Fifty-five countries of the world were represented by sixty Grade 10 students at the second annual Model UN Project on June 13, 2023. Debating a mock resolution that developed nations contribute a percentage of their GDP to regions of South America, Africa, and Asia, the students represented various countries and lobbied to build support for amendments before the vote on the final resolution.
“It’s an incredible way for students to explore real issues about global disparity, engage in evidence-based debate, and balance local interests and global needs,” says Rob Tkachuk, social studies teacher at Crowsnest Consolidated High School. “These students are passionately debating with and actively listening to their peers.”
Rob has been running Model UN with his students for a decade but says it’s so much better with a large group of students. This year three Livingstone Range School Division high schools are participating (Crowsnest Consolidated, Matthew Halton High School, and Willow Creek Composite High School), and the goal is to have all of the high schools involved next year.
Willow Creek Comp social studies teacher Merry Franz says the Model UN Project is a friendly space to exhibit student learning. “The students sharpen their learning and it raises the bar for them,” she says. “Some realize they should have done more research about their representative country, while others are confidently prepared to debate and seek allies.”
The one-day event took place in the Council Chambers at the G.R. Davis Administration Building in Fort Macleod. The room, Rob says, has the feel of the actual UN. “It’s a great space where we can set things up like the United Nations in New York so students get a really unique experience.”

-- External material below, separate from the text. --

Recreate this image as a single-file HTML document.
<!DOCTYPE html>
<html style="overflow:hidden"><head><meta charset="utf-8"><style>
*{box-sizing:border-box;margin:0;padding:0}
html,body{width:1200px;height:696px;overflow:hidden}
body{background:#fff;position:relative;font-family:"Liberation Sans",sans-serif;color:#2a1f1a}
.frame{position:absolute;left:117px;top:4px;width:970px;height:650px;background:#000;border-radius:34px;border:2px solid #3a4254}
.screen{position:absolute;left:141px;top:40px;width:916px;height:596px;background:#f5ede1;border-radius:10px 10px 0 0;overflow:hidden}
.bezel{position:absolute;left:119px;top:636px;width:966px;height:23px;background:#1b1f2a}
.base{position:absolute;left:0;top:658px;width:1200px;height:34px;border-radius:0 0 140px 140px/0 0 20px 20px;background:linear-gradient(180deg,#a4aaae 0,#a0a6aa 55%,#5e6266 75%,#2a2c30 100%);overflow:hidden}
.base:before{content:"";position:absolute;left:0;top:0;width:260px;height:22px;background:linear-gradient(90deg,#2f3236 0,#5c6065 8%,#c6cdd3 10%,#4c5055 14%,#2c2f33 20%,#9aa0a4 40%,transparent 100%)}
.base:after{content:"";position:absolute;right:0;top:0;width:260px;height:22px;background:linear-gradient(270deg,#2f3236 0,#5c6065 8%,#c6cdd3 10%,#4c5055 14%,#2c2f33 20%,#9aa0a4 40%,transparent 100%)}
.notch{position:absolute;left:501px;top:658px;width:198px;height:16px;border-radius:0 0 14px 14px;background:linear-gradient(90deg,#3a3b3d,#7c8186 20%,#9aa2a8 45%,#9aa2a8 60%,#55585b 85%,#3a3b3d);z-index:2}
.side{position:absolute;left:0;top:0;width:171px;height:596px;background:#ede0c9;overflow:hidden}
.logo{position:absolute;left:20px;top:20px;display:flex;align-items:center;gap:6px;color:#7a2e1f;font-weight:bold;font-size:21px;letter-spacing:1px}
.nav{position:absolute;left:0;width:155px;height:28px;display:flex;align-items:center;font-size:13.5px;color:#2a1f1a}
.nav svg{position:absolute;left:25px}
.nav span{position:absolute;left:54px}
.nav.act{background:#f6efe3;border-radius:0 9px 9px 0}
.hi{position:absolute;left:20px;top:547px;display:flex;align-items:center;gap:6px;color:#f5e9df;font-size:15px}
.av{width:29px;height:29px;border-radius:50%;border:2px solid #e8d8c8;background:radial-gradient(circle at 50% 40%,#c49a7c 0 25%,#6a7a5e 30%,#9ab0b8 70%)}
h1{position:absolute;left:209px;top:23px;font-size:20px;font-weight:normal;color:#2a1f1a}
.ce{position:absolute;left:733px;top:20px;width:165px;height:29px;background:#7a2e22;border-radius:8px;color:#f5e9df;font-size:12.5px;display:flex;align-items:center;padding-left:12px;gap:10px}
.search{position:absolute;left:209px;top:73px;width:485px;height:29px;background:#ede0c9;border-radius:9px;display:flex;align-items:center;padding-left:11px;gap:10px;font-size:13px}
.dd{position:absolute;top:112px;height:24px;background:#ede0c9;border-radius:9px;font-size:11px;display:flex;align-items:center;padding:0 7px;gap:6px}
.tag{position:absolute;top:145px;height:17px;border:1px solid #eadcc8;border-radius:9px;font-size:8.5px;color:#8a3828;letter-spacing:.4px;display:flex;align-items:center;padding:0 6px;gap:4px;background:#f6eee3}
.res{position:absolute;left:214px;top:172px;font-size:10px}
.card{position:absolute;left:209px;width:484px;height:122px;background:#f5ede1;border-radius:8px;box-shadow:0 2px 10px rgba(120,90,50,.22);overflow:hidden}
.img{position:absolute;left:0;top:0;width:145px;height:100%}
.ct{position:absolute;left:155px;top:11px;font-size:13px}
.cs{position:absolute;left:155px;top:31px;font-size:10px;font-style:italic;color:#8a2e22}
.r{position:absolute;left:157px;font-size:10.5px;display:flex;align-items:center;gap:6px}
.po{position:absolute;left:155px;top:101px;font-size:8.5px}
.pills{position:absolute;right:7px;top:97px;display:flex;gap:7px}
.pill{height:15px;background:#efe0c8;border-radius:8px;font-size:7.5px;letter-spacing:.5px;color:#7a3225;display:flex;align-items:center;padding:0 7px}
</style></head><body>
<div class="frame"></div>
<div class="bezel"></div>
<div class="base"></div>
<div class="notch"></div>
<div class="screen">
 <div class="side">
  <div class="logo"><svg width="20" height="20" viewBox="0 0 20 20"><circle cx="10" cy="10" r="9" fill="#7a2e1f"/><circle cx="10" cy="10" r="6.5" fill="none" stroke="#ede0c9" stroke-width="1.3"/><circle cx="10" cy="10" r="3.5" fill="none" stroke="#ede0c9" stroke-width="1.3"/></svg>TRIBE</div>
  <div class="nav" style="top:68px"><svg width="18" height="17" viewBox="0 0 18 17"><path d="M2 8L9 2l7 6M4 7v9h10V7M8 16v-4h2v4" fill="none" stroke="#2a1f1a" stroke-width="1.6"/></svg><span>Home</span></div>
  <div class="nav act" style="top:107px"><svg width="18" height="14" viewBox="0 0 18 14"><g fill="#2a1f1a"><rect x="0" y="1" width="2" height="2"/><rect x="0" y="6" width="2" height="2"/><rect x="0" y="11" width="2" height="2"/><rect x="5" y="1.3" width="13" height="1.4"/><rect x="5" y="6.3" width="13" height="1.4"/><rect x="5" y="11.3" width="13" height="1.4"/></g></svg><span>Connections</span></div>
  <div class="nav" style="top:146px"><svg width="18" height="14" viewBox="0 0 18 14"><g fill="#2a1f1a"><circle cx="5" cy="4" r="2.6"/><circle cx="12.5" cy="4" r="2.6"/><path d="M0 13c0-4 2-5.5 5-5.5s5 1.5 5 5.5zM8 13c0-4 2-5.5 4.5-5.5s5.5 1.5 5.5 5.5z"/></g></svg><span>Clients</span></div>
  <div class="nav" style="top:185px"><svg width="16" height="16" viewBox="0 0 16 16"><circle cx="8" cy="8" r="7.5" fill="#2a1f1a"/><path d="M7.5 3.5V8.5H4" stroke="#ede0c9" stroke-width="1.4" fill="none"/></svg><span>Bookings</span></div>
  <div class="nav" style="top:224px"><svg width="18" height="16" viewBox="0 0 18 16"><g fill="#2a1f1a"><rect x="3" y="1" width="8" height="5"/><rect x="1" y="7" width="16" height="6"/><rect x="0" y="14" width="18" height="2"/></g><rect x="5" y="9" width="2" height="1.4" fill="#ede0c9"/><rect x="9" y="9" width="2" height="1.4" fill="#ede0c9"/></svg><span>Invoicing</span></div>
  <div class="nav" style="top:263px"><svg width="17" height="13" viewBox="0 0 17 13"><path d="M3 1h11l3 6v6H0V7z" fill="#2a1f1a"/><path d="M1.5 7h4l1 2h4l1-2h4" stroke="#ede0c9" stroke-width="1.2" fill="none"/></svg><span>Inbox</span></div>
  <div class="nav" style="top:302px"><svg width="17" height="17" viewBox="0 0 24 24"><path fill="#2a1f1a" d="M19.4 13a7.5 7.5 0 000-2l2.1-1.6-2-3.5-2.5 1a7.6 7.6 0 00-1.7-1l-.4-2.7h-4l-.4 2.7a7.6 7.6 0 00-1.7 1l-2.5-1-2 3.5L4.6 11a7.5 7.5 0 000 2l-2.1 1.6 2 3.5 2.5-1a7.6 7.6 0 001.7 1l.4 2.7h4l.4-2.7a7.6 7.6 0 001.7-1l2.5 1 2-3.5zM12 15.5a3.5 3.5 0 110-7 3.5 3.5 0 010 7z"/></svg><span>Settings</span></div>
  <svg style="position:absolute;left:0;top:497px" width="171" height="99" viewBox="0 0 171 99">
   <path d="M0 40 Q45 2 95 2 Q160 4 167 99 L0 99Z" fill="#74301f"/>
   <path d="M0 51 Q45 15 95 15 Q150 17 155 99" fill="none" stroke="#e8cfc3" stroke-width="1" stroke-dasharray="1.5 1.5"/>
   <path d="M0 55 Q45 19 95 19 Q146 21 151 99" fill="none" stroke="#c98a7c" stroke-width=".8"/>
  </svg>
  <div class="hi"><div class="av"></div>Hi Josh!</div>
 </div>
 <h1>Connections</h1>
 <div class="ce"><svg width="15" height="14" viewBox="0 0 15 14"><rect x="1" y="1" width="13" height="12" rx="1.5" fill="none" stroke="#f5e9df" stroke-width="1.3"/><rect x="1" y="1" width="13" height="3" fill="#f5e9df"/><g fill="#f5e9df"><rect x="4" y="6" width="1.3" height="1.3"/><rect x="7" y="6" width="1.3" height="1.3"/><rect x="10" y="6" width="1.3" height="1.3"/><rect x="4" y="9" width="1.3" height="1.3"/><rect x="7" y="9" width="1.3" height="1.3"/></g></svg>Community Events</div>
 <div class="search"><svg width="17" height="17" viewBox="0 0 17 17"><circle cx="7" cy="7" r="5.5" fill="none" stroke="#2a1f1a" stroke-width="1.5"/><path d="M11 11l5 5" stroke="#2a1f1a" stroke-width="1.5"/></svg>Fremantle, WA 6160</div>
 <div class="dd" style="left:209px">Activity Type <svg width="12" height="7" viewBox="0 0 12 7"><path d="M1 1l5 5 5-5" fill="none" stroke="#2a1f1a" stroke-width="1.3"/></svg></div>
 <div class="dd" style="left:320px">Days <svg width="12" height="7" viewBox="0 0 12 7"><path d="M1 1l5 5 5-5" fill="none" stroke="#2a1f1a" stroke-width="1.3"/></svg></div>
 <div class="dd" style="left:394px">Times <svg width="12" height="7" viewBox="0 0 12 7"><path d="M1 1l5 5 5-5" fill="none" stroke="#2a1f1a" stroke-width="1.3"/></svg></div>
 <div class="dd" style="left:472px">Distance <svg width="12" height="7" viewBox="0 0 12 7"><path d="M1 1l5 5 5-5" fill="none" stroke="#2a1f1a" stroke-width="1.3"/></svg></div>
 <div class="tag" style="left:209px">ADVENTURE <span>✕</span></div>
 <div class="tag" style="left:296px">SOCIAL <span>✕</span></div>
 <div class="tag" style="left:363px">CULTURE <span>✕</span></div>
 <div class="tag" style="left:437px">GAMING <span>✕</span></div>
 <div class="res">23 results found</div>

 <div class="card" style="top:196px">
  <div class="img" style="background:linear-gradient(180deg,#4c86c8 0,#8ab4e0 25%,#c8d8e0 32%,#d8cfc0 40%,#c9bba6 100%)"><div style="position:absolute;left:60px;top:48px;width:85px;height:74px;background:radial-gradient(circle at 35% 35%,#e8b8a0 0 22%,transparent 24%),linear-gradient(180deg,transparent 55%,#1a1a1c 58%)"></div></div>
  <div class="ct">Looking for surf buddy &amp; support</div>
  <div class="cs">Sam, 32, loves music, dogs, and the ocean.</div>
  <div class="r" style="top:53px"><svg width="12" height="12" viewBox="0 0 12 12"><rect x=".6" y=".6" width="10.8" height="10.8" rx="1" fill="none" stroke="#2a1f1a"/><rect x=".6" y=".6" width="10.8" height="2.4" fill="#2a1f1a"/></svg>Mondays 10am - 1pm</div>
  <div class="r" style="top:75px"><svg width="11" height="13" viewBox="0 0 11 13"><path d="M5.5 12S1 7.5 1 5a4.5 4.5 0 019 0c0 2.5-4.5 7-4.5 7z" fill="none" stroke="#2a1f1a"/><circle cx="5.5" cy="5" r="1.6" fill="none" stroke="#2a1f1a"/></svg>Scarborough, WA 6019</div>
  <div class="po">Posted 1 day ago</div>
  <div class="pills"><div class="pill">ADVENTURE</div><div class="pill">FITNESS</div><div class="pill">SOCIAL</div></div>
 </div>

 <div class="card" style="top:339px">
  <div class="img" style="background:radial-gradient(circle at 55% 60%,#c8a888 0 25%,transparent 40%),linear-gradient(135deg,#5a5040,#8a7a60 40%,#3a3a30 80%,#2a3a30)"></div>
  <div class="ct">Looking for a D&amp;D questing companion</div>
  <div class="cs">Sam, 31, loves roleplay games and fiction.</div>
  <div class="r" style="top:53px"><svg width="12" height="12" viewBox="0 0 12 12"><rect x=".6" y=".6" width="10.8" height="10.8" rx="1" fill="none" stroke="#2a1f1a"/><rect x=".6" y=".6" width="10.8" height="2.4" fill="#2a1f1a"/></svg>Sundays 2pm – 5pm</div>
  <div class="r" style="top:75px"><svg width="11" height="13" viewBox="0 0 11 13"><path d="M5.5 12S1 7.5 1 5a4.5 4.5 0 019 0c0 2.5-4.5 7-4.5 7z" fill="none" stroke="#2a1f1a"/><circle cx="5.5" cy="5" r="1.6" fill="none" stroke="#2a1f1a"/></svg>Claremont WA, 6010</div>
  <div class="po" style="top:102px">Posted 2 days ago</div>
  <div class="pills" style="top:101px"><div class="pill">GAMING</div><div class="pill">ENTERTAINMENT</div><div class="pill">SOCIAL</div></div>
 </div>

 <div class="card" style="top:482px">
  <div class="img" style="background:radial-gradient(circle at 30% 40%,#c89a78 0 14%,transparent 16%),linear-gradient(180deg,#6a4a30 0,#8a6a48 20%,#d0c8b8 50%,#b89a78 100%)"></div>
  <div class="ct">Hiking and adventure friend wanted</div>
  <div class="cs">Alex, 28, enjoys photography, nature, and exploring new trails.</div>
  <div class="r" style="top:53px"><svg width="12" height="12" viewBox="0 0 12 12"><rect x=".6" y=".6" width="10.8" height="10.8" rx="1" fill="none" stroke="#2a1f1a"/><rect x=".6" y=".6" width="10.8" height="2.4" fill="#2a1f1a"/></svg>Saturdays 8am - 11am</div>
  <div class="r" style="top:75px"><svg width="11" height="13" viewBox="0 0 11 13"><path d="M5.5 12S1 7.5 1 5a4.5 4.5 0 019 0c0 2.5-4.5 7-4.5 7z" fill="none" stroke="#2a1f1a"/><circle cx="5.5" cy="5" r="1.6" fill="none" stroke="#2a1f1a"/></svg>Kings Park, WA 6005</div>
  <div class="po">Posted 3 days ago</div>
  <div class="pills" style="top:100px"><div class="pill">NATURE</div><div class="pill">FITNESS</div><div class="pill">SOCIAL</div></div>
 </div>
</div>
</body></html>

Moderated by J.T. Foster High School teacher Jason Porteous, the students were actively engaged throughout the day in working with and against each other, all in the name of active learning. Depending on the class, students may use this Model UN as a capstone final project or may have final exam questions about the whole project.
“Discussing and finding solutions to real issues is an important skill for students to develop,” says Rob. “Collaborating like this with students and teachers from across our Division is in itself modeling how we can work together to for the greater good, just like the United Nations.”